初めて、まふまふさんの声でこの世界を知った時。この世界の音を聴いた時、水の中みたいだと思ったことをずっと覚えている。今でもそう思う。イヤホンを着けて、再生ボタンを押せば周りの音の響きが鈍くなって、目の前に広がる景色は揺れて、ぼやけていく。確かな形は何ひとつ見せない。でもこの声だけ、はっきりと聴こえる。突き刺すような無色の叫びが、思いが耳に、この胸に届く。

 

綺麗な音でふわふわ優しく話す声はわたあめみたいだなぁと思う。きらきらひらひら動いてきらめく姿は星みたい。派手に現れて、大衆の目を奪って、なのに消える時は一瞬で静かに。そんな花火のような人だなぁと思う。

曲に乗っていない時の声は、ひとつひとつ丁寧に確かめるように言葉を置いていくようで、小さくて、優しすぎて、触れたら割れてしまいそうで、でも確かで、どうしたらいいのか分からなくなった。
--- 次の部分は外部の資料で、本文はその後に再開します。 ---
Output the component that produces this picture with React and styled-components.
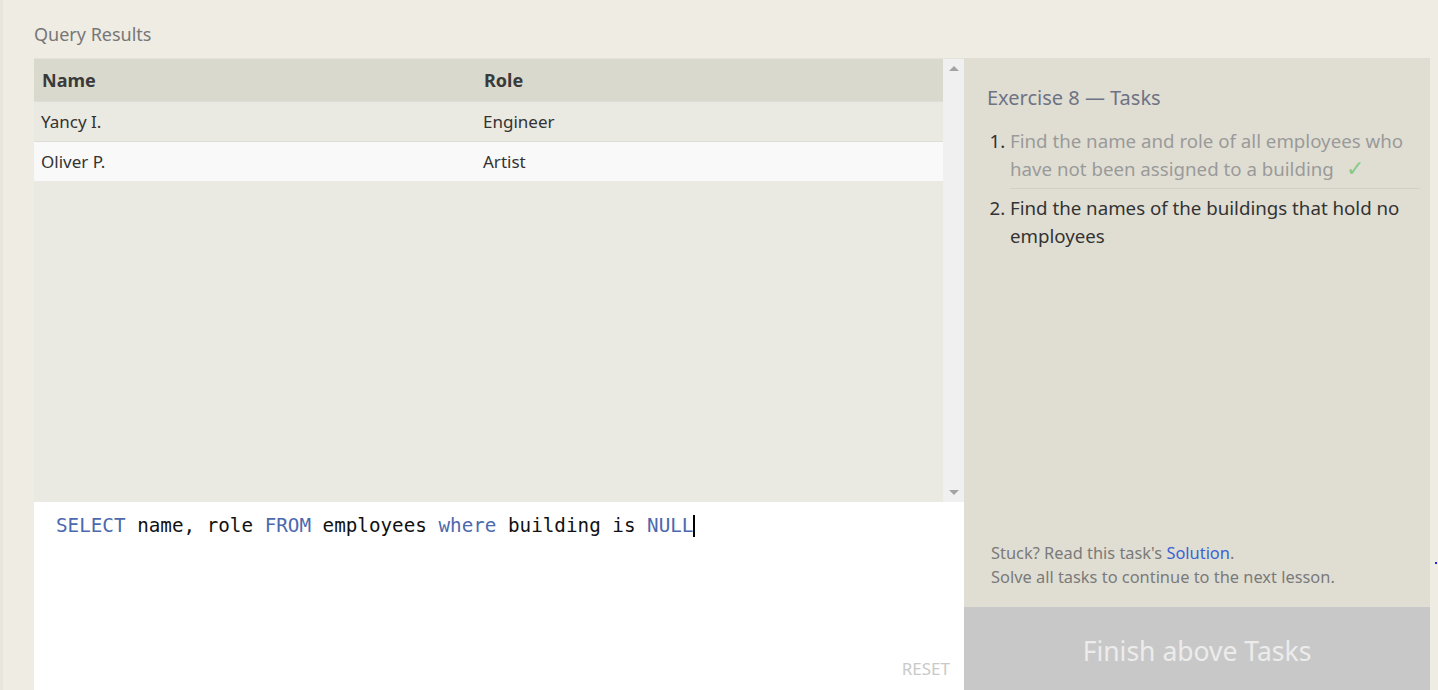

何度も聞いてきた声なのに、未だに綺麗すぎて消えてしまえそうで。でも何よりも芯があって優しくて強い。その音で紡がれる言葉は本当にそうなってしまう魔法のような力があった。お守りでもあって、言霊よりも強く確かで、どこにもない、ここだけの音だ。

 

まふまふさんはここにいる。どんなことも突然変異で起こることじゃない。根を張っている。夢じゃない。全てが繋がった道の上に確かに立っている。軌跡を辿っている。

 

見えている。まふまふさんの生きている証を、泣きたくなるようなまふまふさんだけのきせきの景色をこの目で見ている。

きこえてる。「生きてるよ」って声が。優しい声も綻んだ声も震える声も消えそうな声も苦しい声も突き刺す声も冷たい声も軽蔑の声も絶望の声も祈る声も、

全部生きている証だった。

生きてる叫びが、この耳に確かに届いている。

 

誰よりも夢見たいと願いながら、誰よりも夢を捨てたいと願った人の歌を聴いている。

誰よりも死を恐れて、誰よりも死を望んだ人の歌を聴いている。

"生きる"を選択し続けた人の歌を聴いている。わたしも、"生きる"を選択し続けたからだ。

できるなら、ずっと

 

何もかも抱きしめていきたい。何ひとつ忘れたくない。

水中から、花火が上がった。

生きていると知った。生きることを知った。

伝わってほしいと祈る。

 


どうか音楽に抱きしめられますように。

世界に、抱きしめられますように。